O resultado acabou por ser bem melhor do que a exibição e penso que não adianta queixarmo-nos do golo precedido de off-side do adversário ou da expulsão de Maicon, que me pareceu forçada, mas que nasce de uma asneira imperdoável do próprio. A verdade é que estamos a jogar bem menos do que há três semanas e, se bem que seja absolutamente legítimo e normal que as equipas atravessem momentos de pausa na forma, o problema aqui é que, quando os motores da equipa descansam, não há quem os substitua em condições. Por isso, pela segunda vez na Liga, o FC Porto viu um jogador expulso numa altura crucial, perdeu pontos e o seu treinador foi mais cedo para a cabina. Porque o mais difícil de digerir são as culpas próprias.

3- Durante os seus anos de FC Porto, defendi sempre que o verdadeiro lugar de Raul Meireles era a trinco. Este fim-de-semana, vi-o jogar nessa posição pelo Liverpool contra o Tottenham. Ele salvou golos lá atrás, carregou todo o jogo para a frente, com passes em profundidade e em constante progressão, marcou os cantos e o livre que deu o golo aos reds.
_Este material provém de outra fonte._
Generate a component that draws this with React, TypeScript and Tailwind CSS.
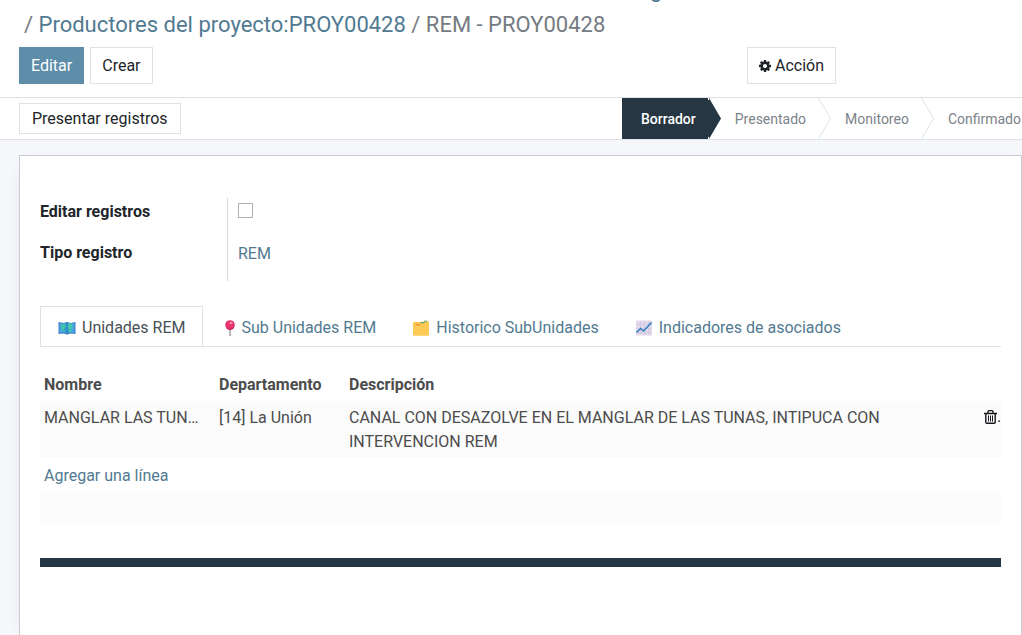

Enfim, jogou box to box — aquilo que um verdadeiro trinco tem de fazer, hoje. E mais: rematou à baliza e querem crer que — ele, que em Portugal tinha fama de grande rematador de meia distância, embora em cada dez remates atirasse nove para a bancada — ali, não só acerta todos na baliza, como o faz sempre com perigo? Qual será o mistério? Não me digam que é trabalho...
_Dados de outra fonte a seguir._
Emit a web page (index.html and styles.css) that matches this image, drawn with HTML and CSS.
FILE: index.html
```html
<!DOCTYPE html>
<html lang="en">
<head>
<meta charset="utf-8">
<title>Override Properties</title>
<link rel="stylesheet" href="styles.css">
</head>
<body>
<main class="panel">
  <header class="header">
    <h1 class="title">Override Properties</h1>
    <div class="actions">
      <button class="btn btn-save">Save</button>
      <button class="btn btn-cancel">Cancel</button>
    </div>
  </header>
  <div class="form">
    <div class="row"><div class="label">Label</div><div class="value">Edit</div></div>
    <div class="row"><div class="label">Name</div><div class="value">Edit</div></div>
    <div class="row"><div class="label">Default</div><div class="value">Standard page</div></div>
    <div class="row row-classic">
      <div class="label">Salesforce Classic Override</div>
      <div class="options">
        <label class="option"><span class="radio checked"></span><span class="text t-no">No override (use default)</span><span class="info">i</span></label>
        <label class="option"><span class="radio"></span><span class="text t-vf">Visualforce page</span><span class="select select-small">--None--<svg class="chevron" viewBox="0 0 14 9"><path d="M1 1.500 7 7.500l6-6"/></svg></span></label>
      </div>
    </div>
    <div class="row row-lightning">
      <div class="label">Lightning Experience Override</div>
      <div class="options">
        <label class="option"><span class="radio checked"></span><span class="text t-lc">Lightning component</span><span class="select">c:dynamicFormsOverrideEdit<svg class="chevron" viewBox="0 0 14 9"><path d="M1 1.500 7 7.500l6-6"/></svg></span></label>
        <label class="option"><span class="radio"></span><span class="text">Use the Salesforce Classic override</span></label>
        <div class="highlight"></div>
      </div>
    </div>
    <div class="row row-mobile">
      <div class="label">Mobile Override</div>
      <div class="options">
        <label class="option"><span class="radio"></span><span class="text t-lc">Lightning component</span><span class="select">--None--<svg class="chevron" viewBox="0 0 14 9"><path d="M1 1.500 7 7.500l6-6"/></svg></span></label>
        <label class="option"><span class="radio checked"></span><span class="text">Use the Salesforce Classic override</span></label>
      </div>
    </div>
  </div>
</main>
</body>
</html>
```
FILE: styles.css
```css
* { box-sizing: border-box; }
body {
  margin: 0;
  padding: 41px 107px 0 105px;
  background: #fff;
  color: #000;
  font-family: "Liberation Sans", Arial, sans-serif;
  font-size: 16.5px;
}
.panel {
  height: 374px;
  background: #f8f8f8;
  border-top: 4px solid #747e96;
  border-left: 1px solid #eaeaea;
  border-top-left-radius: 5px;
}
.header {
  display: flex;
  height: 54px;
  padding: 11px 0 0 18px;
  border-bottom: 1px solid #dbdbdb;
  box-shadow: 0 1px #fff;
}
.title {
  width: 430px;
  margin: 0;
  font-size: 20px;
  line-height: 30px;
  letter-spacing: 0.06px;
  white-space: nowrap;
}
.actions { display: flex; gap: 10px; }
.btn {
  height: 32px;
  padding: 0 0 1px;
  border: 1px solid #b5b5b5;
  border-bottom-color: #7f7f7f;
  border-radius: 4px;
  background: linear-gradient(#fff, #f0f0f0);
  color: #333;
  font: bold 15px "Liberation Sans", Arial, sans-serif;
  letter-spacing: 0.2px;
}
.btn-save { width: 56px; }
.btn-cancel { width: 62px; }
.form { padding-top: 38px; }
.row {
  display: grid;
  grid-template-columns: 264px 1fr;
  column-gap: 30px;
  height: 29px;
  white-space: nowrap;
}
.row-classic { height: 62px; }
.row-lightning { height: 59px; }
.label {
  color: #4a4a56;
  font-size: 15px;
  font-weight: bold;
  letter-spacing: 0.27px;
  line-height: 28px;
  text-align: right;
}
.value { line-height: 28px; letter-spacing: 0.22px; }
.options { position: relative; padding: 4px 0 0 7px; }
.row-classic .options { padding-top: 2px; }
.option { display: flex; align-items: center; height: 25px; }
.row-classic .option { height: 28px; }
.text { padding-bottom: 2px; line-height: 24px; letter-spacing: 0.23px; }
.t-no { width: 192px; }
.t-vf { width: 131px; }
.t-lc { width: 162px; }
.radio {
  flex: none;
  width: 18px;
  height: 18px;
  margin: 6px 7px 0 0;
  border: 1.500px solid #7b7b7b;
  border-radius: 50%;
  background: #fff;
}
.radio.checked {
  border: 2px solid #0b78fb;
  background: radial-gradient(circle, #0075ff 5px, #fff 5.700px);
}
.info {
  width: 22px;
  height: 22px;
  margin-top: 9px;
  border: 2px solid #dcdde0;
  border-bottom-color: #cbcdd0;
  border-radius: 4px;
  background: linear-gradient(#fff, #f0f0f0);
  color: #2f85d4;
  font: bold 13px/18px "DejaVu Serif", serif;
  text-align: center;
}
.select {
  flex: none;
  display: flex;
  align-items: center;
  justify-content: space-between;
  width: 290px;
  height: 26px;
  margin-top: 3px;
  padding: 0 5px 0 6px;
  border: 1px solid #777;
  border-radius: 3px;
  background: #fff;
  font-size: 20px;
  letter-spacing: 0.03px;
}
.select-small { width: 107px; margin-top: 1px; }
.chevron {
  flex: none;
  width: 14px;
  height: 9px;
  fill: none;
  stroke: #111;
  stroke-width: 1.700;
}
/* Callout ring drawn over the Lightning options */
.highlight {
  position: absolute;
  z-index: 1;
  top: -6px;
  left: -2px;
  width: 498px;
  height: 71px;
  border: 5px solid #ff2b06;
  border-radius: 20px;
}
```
4- Trabalho foi o que não se viu na equipa do Benfica, em Israel — ao contrário do Braga contra o Arsenal. Viu-se sim, arrogância, displicência e esse velho convencimento que os benfiquistas têm de que, devido a algum privilégio especial de que gozarão, tudo lhes virá cair à mão sem grande esforço. Anunciaram-se candidatos a campeões europeus e ficaram na primeira fase, num grupo tão fácil que nem de encomenda. Terão aprendido a lição? Qual quê! Isto é o grande Benfica, não tem lições a aprender com ninguém!
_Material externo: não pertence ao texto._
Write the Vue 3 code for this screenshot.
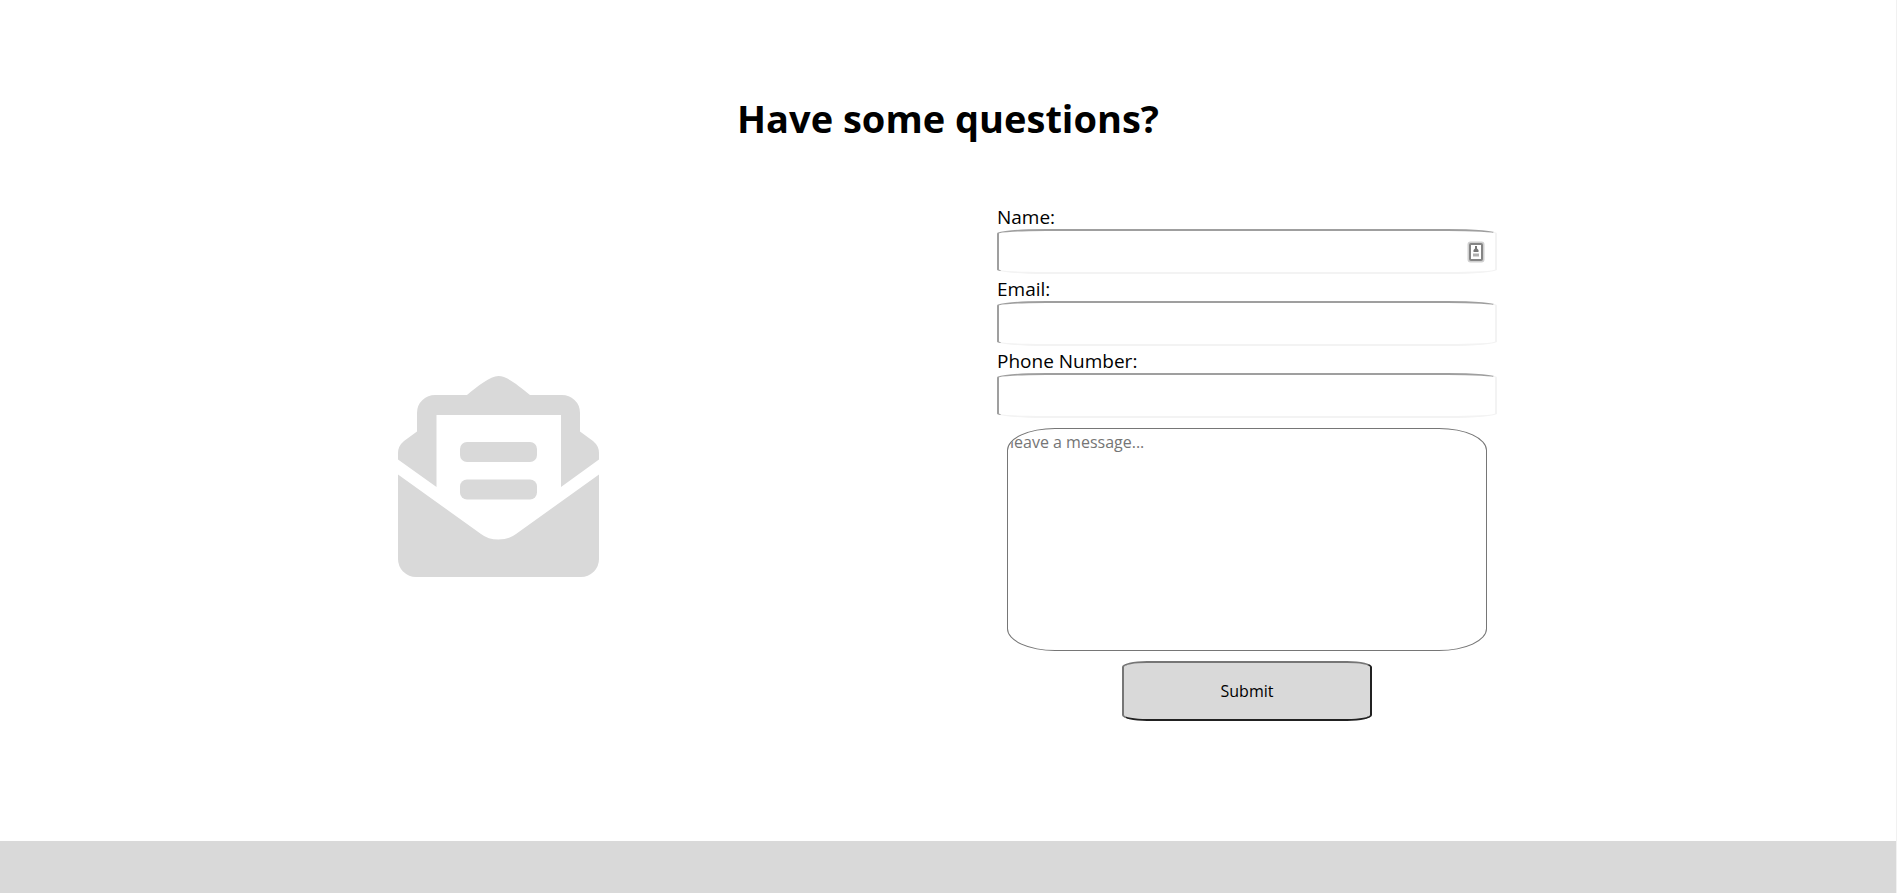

5- A tão anunciada reportagem de Nuno Luz, da SIC, sobre José Mourinho, valeu bem a pena. Sempre acreditei que só podemos julgar seriamente os outros através do testemunho de quem lhe é próximo. Nuno Luz fê-lo e, ao ouvirmos o testemunho dos colegas de trabalho de Mourinho ou dos seus antigos jogadores, como Jorge Costa, Costinha e Vítor Baía, pelo FC Porto, ou Didier Drogba, JohnTerry, Paulo Ferreira e Frank Lampard, pelo Chelsea, ou ainda de Stankovic, Javier Zanetti e Marco Materazzi, pelo Inter, deu para entender bem porquê que José Mourinho é um vencedor: porque, como disse Maradona, nenhum jogador que alguma vez tenha trabalhado com ele, disse mal dele. Mourinho é organizado, é inteligente, é metódico, acredita no valor do trabalho duro e sério. Ele é tudo isso, e mais o que faz a diferença: é um líder, um condutor de homens. O treinador com quem John Terry confessou que pela primeira vez desabafou sobre a sua vida privada ou o treinador, que acabado de ganhar a Champions e já de saída do estádio e do Inter, parou o carro quando viu Materazzi sozinho e foi-se abraçar a ele a chorar, numa cena arrepiante de tão humana e simples. «Vai em frente!», disse-lhe então Materazzi. E ele foi, ele vai: em frente eternamente, com esse vício de vencer que é a sua imagem de marca e esse defeito tão pouco português. (Escrevo isto dois dias antes do Barcelona-Real Madrid e convencido de que ele não sairá derrotado de Camp Nou. Mas, mesmo que perca contra esse também grande treinador que é Guardiola ou contra essa que é talvez a melhor equipa de clube de todos os tempos, mesmo até que, como já aconteceu algumas vezes, o futebol dele me desiluda, José Mourinho merece o nosso reconhecimento, num momento em que tantas são as razões de descrença em nós próprios).

6- Há várias maneiras de agredir cobardemente os adversários sem ser arremessando uma bola de golfe. Uma das maneiras é arremessando um boato, uma calúnia, uma falsidade. Porque anda para aí a ser espalhada por essa subespécie de fanáticos benfiquistas a calúnia de que eu teria coberto ou encoberto os lançadores de bolas de golfe contra o autocarro do Benfica, reproduzo o que aqui escrevi sobre isso no passado dia 9, após o jogo do Dragão:

«Só uma pequena nuvem a cobrir um céu absolutamente azul: a presença dos cobardes lançadores de bolas de golfe, que se dizem portistas. Mas é para isto, também, que servem os presidentes: Pinto da Costa tem de dizer, alto e bom som, a esses energúmenos que eles envergonham e prejudicam o clube».